While law professors call for venue patent reform, the TC Heartland venue and personal jurisdiction challenge appears to still have legs. In April 2016, the Federal Circuit rejected the mandamus action, but the Supreme Court recently granted TC Heartland’s delay petition – allowing its petition for writ of certiorari to be filed by September 12, 2016. In the case, TC Heartland argues that the statute itself (28 U.S.C. § 1400(b)) limits where patent claims can be brought and that the Federal Circuit has unduly broadened venue in ways that harm the system. [SCT Docket]
= = = = = =
28 U.S.C. § 1400(b) provides the venue requirements for patent cases – limiting proper venue to (1) “the judicial district where the defendant resides” or (2) “where the defendant has committed acts of infringement and has a regular and established place of business.” This appears to be quite narrow in that few defendants actually reside or have an established place of business in the Eastern District of Texas.
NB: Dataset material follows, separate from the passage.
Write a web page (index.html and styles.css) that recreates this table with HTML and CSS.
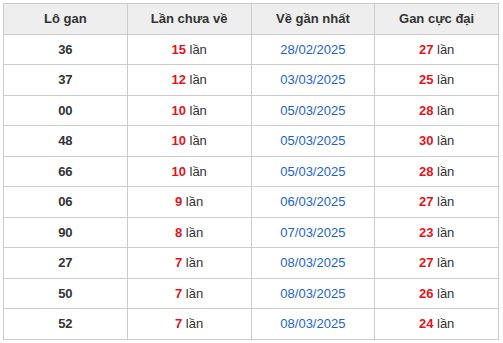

The catch, however, comes in the form of 28 U.S.C. § 1391(c). That provision expansively defines the term “reside” — indicating that “except as otherwise provided by law . . . [a defendant] shall be deemed to reside . . . in any judicial district in which such defendant is subject to the court’s personal jurisdiction with respect to the civil action in question.” Section 1391(c) appears to completely gut the limits of 1400(b) to indicate that venue is proper whenever a court has personal jurisdiction. TC Heartland argues that the statute should be interpreted differently – namely that the express limits of 1400(b) should take precedence over the broad definition of 1391(c) as suggested by the “otherwise provided by law” exception.